Surveillance Capitalism is now at the core of the wealth of the majority of the world’s most valuable public companies. They are valued not by the value of their own production of goods and services in a traditional sense of the economics but valued as a percentage of the net worth of the now billions of individual subjects of whom they have amassed detailed individual profiles. But even this is not quite the case, as the value multiplier also includes the expected future worth of these same individuals. As my total future spending expectations declines as I age, my net value to this surveillance economy also declines. What does this say about the value and consequent intensity of digital surveillance of our children?
If the major economic entities in today’s economy are ruthlessly exploiting the weaknesses in existing privacy structures, then what hope do we have to change the rules to rein in the very behaviour that is generating this vast economic wealth for a select few?
Public Policy: If lobbying politicians cause favourable outcomes, then Alphabet’s $20M spent lobbying in 2018, and Facebook’s $13M should assist them in ensuring that their data collection and analysis practices are not reined in through changes to public policies in the US at least. 
Public Opinion: What sways public opinion? Increasingly it seems that we are victims of these digital natives, where cynical manipulation of public sentiment is being practiced by both enterprises and local and foreign government agencies. That massive data vacuum, social networking, appears to be a remarkably hostile social weapon.
There is a bleaker conclusion that can be drawn from this situation, and its one that I am reluctantly drawn to.
For me, it’s not the erosion of personal privacy that is the issue here. I think that is largely a lost cause in this world, and all the regulation, fines, encryption and use control tagging is not going to bring it back. Personal privacy is hopelessly lost in today’s world, and it’s never coming back.

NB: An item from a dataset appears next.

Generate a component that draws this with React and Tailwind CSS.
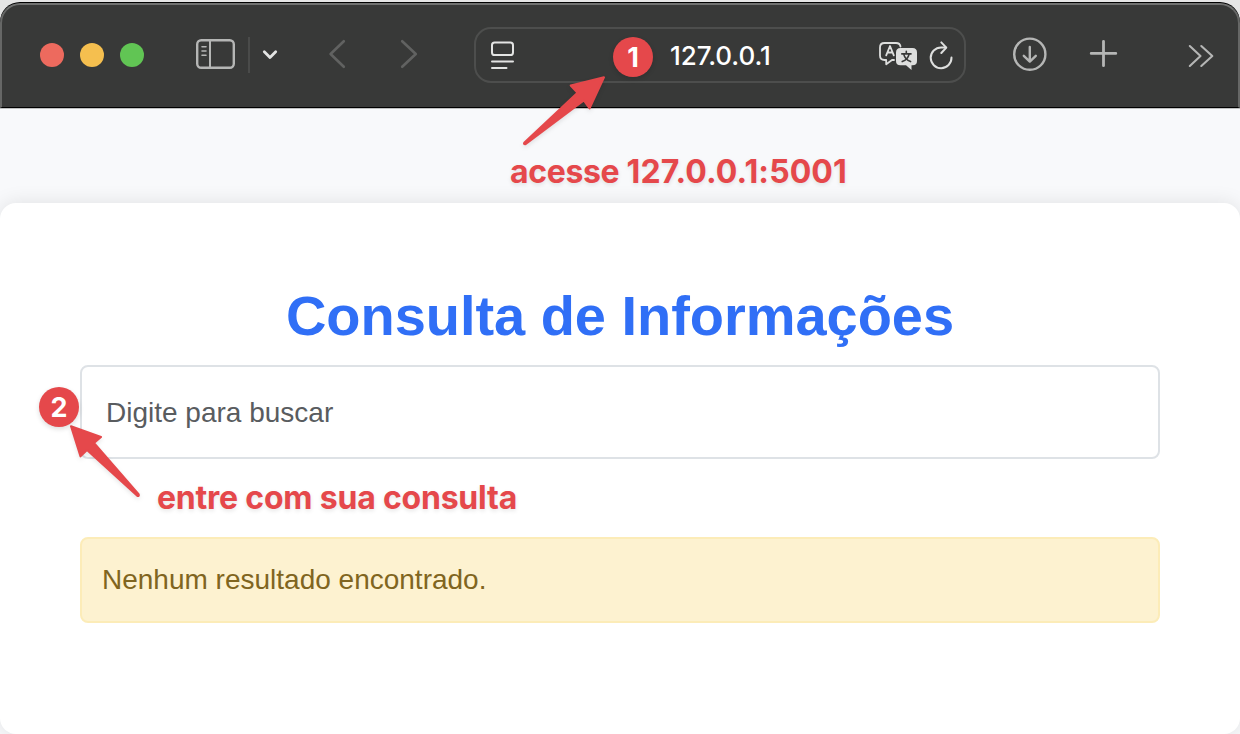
function Icon({ viewBox, className, children }) {
  return (
    <svg
      viewBox={viewBox}
      className={`h-[60px] shrink-0 ${className}`}
      fill="none"
      stroke="currentColor"
      strokeLinecap="round"
      strokeLinejoin="round"
    >
      {children}
    </svg>
  );
}

function WindowControls() {
  return (
    <div className="ml-[38px] mt-[2px] flex gap-4">
      <span className="size-6 rounded-full bg-[#ed6a5e]" />
      <span className="size-6 rounded-full bg-[#f5bf4f]" />
      <span className="size-6 rounded-full bg-[#61c554]" />
    </div>
  );
}

function AddressBar() {
  return (
    <div className="ml-[44px] mt-[2px] flex h-[56px] w-[492px] items-center rounded-[17px] border-2 border-[#4d4e4d]">
      <Icon viewBox="486 25 32 60" className="ml-[10px] w-8 text-[#e3e4e3]">
        <rect x="492" y="42.6" width="21" height="12.4" rx="2.6" strokeWidth="2" />
        <path d="M492 61.5H513M492 68H506.5" strokeWidth="2" />
      </Icon>
      <span className="ml-[152px] mt-[2px] w-[110px] whitespace-nowrap font-['Inter','Liberation_Sans',sans-serif] text-[26px] font-medium leading-8 tracking-[-0.08px] text-white">
        127.0.0.1
      </span>
      <Icon viewBox="874 25 48 60" className="ml-[94px] w-12 text-[#dedfde]">
        <path
          d="M894 60H892L886.2 64.2V60H884.5Q880 60 880 55.5V47.5Q880 43 884.5 43H896Q900 43 900.5 46.5"
          strokeWidth="1.8"
        />
        <path d="M886.2 55.4L890 46L893.8 55.4M887.5 52.5H892.5" strokeWidth="1.8" />
        <path
          d="M900.5 48H912.5Q917 48 917 52.5V61Q917 65.3 912.5 65.3H911.5V70L906 65.3H900.5Q896 65.3 896 61V52.5Q896 48 900.5 48Z"
          fill="currentColor"
          stroke="none"
        />
        <path
          d="M906.3 51.2V53.4M901.8 53.9H911M909 54.4Q908 59.6 902.2 61.6M903.8 54.4Q905 59.6 910.6 61.6"
          stroke="#383938"
          strokeWidth="1.6"
        />
      </Icon>
      <Icon viewBox="924 25 34 60" className="ml-[2px] w-[34px] text-[#dedfde]">
        <path d="M951.5 57.6A10.4 10.4 0 1 1 941.1 47.4H945.8" strokeWidth="2" />
        <path d="M941.3 42.4L946.3 47.6L941.3 53" strokeWidth="2" />
      </Icon>
    </div>
  );
}

function BrowserToolbar() {
  return (
    <header className="flex h-[105px] shrink-0 items-center rounded-t-[20px] border-x-2 border-t-2 border-b border-x-[#666766] border-t-[#707170] border-b-black bg-[#383938] pb-1 shadow-[0_-1px_0_#000]">
      <WindowControls />
      <Icon viewBox="190 24 52 60" className="ml-[46px] w-[52px] text-[#b5b6b5]">
        <rect x="197.2" y="40.2" width="36.6" height="27.6" rx="4" strokeWidth="2.4" />
        <path d="M210 41V67" strokeWidth="2" />
        <path d="M202 46.7H206M202 51H206M202 55.3H206" strokeWidth="1.6" />
      </Icon>
      <span className="ml-[6px] mt-[2px] h-9 w-[2px] bg-[#4a4b4a]" />
      <Icon viewBox="256 24 28 60" className="ml-[6px] w-7 text-[#e3e4e3]">
        <path d="M264.3 51.8L270 57.6L275.7 51.8" strokeWidth="2.8" />
      </Icon>
      <Icon viewBox="322 24 30 60" className="ml-[38px] w-[30px] text-[#616261]">
        <path d="M343.8 41.2L330.6 54L343.8 66.8" strokeWidth="2.6" />
      </Icon>
      <Icon viewBox="394 24 30 60" className="ml-[42px] w-[30px] text-[#616261]">
        <path d="M402.2 41.2L415.8 54L402.2 66.8" strokeWidth="2.6" />
      </Icon>
      <div className="ml-[6px] flex">
        <AddressBar />
      </div>
      <Icon viewBox="1006 24 48 60" className="ml-[40px] w-12 text-[#b5b6b5]">
        <circle cx="1029.8" cy="54.2" r="15.6" strokeWidth="2.4" />
        <path d="M1029.8 47V61.3M1023.8 55.8L1029.8 61.6L1035.8 55.8" strokeWidth="2.4" />
      </Icon>
      <Icon viewBox="1082 24 42 60" className="ml-7 w-[42px] text-[#b5b6b5]">
        <path d="M1103.5 41.3V65.7M1091.2 53.4H1115.8" strokeWidth="2.8" />
      </Icon>
      <Icon viewBox="1182 24 38 60" className="ml-[58px] w-[38px] text-[#b5b6b5]">
        <path d="M1189.8 46L1200.5 56L1189.8 66M1201.3 46L1212.3 56L1201.3 66" strokeWidth="2.1" />
      </Icon>
    </header>
  );
}

function StepBadge({ number, className }) {
  return (
    <span
      className={`absolute flex size-10 items-center justify-center rounded-full bg-[#e5484b] font-['Inter','Liberation_Sans',sans-serif] text-[27px] font-bold leading-none text-white shadow-[0_2px_5px_rgba(0,0,0,0.14)] ${className}`}
    >
      {number}
    </span>
  );
}

function Annotations() {
  return (
    <div className="pointer-events-none absolute inset-0">
      <svg
        viewBox="0 0 1240 734"
        className="absolute inset-0 size-full drop-shadow-[0_2px_2px_rgba(0,0,0,0.1)]"
        fill="#e5484b"
        stroke="#e5484b"
        strokeWidth="2"
        strokeLinejoin="round"
      >
        <path d="M604 77.3L570.7 85.5L577.5 92.7L524.2 142.8Q523.4 144.6 525.8 144L583.8 100.5L589.6 108.4Z" />
        <path d="M71 426.2L80.5 456.4L87 450L137.5 496Q139.4 496.2 138.6 494.2L94 443L101 437Z" />
      </svg>
      <StepBadge number="1" className="left-[613px] top-[37px]" />
      <StepBadge number="2" className="left-[39px] top-[387px]" />
      <p className="absolute left-[510px] top-[152px] whitespace-nowrap font-['Inter','Liberation_Sans',sans-serif] text-[32px] font-bold leading-10 tracking-[-0.35px] text-[#e5484b] [text-shadow:0_2px_4px_rgba(0,0,0,0.1)]">
        acesse <span className="tracking-[0.1px]">127.0.0.1:5001</span>
      </p>
      <p className="absolute left-[157px] top-[478px] whitespace-nowrap font-['Inter','Liberation_Sans',sans-serif] text-[32px] font-bold leading-10 tracking-[-0.21px] text-[#e5484b] [text-shadow:0_2px_4px_rgba(0,0,0,0.1)]">
        entre com sua consulta
      </p>
    </div>
  );
}

export default function App() {
  return (
    <div className="relative flex h-[734px] w-[1240px] flex-col overflow-hidden bg-[#e6e6e6] pt-[2px] font-['Liberation_Sans',Arial,sans-serif]">
      <div className="flex flex-1 flex-col rounded-t-[20px] bg-[#f8f9fb] pt-px">
        <BrowserToolbar />
        <main className="flex-1 overflow-hidden border-t border-[#bfc0c1] bg-[#f8f9fb] pt-[94px]">
          <section className="flex h-[531px] flex-col rounded-[16px] bg-white px-20 pt-[80px] shadow-[0_0_20px_rgba(0,0,0,0.1)]">
            <h1 className="text-center text-[56px] font-bold leading-[66px] tracking-[-0.04px] text-[#306ff6]">
              Consulta de Informações
            </h1>
            <input
              type="text"
              placeholder="Digite para buscar"
              className="mt-4 h-[94px] w-full shrink-0 rounded-lg border-2 border-[#dee2e6] bg-white px-6 pt-[2px] text-[28px] text-[#212529] outline-none placeholder:text-[#595c5f] placeholder:opacity-100"
            />
            <div
              role="alert"
              className="mt-[78px] flex h-[86px] shrink-0 items-center rounded-lg border-2 border-[#fcecb8] bg-[#fdf2d0] px-5 text-[28px] text-[#806520]"
            >
              Nenhum resultado encontrado.
            </div>
          </section>
        </main>
      </div>
      <Annotations />
    </div>
  );
}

Our actions are comprehensively observed, archived and analysed both now and in the future, and in a myriad of ways that we only dimly understand as individual subjects of this scrutiny. It’s not just a trade of data collection and predictive analysis. The most valuable rewards of Surveillance Capitalism are available to those who can accurately identify those moments of human vulnerability, where just the right prompt in the first of a suggestion takes on an unstoppable momentum. As Hal Varian, the Chief Economist of Google said many years ago (in 1998 at a Global Internet Summit that I attended, and I’ll paraphrase his words here) spam [or unwanted advertising in all its forms] is merely a failure of information. If the advertiser had access to better information about each consumer then each and every ad would be either a helpful suggestion or an impossible to resist temptation!
At this stage, we appear to have reached a rather odd place. If the result of this comprehensive digital observation and analysis is gaining a thorough understanding of what we want and what we could obtain, then what’s the problem? If my personal digital world is devoted to identifying my personal preferences and informing me of how I could fulfil my needs and desires, then surely all this effort is being devoted to achieving for me what I personally want. Where’s the problem?

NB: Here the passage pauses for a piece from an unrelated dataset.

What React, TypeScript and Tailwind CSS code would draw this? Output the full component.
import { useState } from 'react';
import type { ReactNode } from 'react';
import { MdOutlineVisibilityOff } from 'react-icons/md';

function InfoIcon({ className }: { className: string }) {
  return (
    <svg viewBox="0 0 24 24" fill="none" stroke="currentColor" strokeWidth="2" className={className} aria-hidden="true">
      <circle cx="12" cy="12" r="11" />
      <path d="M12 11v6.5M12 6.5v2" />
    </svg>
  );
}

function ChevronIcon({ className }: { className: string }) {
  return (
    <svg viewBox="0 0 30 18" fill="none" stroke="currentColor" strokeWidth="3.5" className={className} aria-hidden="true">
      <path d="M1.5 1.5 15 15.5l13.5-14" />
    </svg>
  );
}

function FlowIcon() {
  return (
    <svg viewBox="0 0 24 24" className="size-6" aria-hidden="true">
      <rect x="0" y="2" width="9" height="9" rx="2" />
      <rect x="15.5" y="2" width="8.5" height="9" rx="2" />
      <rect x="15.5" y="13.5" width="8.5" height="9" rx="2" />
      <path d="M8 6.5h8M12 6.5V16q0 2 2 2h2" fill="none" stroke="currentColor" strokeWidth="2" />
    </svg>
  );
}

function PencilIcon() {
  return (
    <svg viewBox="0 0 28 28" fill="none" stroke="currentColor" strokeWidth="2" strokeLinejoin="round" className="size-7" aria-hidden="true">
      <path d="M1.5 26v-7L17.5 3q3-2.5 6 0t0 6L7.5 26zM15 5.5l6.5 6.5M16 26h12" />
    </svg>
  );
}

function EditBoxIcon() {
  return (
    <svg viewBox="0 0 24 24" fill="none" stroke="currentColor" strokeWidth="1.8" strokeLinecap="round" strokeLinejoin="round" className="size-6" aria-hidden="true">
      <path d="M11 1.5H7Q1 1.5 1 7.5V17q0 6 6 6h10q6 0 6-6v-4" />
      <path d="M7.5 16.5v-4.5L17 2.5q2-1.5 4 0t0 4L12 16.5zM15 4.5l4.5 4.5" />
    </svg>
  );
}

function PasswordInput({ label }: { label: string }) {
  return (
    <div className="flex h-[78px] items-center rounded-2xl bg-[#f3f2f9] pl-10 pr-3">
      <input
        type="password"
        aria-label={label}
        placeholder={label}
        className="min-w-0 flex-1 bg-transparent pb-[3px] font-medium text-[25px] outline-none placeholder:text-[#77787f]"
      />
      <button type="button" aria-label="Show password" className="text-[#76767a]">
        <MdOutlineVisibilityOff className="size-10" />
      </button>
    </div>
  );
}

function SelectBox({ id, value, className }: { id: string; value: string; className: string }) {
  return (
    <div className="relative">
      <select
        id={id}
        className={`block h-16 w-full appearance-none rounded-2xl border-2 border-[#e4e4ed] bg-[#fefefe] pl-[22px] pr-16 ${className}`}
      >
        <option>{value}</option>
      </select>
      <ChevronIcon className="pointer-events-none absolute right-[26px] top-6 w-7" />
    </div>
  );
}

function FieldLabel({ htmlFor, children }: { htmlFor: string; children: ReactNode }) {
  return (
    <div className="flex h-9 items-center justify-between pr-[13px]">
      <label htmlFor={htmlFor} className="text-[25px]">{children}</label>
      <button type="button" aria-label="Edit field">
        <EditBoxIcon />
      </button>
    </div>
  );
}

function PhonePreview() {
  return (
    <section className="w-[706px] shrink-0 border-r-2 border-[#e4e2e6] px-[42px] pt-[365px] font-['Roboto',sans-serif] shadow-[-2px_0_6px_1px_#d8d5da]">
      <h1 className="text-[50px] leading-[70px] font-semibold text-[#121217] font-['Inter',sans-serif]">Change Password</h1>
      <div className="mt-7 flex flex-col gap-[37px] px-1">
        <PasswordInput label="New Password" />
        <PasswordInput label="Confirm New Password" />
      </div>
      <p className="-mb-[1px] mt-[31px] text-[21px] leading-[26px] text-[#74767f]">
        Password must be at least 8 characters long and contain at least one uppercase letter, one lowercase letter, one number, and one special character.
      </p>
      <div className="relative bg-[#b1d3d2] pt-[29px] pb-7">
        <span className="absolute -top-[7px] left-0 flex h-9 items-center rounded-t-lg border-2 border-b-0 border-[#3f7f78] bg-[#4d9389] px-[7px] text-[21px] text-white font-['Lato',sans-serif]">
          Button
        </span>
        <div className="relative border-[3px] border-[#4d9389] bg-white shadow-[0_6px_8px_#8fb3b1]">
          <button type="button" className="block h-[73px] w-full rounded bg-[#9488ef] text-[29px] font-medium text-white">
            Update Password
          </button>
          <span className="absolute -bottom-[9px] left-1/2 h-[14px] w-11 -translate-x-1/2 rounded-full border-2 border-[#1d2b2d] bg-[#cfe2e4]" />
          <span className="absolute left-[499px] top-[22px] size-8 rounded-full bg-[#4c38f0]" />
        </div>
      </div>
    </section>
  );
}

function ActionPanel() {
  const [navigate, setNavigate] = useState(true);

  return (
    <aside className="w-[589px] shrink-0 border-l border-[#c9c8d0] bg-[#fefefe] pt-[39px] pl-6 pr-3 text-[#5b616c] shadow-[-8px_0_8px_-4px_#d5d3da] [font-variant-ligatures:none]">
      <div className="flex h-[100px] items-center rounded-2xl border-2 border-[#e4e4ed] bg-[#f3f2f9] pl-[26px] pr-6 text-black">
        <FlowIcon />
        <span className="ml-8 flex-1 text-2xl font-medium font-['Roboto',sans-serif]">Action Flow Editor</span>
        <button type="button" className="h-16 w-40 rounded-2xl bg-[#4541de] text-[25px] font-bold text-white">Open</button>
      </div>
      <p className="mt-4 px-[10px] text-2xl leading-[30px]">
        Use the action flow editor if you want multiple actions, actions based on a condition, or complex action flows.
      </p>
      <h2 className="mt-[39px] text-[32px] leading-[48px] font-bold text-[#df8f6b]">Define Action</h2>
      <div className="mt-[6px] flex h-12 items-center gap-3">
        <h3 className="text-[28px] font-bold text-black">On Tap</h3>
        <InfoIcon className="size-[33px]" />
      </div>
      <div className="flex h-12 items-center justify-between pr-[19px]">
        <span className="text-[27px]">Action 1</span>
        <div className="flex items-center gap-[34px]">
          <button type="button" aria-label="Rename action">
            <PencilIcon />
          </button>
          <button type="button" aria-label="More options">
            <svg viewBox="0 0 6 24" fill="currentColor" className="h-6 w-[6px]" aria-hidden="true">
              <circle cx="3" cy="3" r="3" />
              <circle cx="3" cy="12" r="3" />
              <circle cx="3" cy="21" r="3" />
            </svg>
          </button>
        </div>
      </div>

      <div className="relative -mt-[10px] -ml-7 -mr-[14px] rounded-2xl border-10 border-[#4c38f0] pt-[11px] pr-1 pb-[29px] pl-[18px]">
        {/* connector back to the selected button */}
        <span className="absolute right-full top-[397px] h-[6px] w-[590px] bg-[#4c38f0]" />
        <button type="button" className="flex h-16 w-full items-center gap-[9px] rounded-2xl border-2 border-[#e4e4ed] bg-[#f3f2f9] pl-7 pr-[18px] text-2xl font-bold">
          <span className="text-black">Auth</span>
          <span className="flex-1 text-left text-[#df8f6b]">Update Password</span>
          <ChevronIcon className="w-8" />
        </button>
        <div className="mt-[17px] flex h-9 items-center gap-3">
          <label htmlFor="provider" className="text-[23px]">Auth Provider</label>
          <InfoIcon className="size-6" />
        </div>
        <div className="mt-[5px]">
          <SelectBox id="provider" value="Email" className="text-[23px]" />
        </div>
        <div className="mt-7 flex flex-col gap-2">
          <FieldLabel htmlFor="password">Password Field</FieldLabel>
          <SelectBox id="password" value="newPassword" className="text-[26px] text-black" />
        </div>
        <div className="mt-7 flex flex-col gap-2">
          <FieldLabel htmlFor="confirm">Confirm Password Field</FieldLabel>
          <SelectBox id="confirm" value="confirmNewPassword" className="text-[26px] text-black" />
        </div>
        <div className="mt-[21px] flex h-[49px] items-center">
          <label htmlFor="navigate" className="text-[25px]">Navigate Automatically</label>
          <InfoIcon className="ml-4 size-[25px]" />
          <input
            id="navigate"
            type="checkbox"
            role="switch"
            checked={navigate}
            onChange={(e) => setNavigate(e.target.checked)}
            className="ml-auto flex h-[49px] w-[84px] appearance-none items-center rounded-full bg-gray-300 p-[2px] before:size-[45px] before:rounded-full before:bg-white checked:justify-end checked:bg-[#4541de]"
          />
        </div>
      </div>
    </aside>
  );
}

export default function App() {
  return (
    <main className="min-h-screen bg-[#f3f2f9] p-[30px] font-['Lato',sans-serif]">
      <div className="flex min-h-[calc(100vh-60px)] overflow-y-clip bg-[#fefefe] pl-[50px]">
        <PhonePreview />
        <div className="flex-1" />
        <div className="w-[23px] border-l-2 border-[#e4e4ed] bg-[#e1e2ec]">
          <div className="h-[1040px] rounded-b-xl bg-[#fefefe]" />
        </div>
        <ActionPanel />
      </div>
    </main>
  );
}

I worry that the outcome of this digital pandering to my supposed needs is not necessarily a better world for all, or even for me. The digital divide still exists, and the benefits that are realised by the privileged few often come at a price that others who are less fortunate have to pay. The benefits of this digital world may be little more than a digital dividend for the first world, leaving a trail of the disenfranchised and exploited behind them.
What we place at risk as a human society is the very fabric of why we chose to live in societies in the first place. What profoundly worries me about such digital selfishness is that we risk the very cohesion of our human society as we know and understand it. We may lose the essential recognition that by working together and pooling our individual efforts to a common good we can sustain a society that fairly delivers benefits to all.
If the enduring cost of the industrial age was the destruction of our natural environment, will the true cost of this digital age and its inexorable thirst for data turn out to be nothing less than the destruction of our societal structure of common humanity?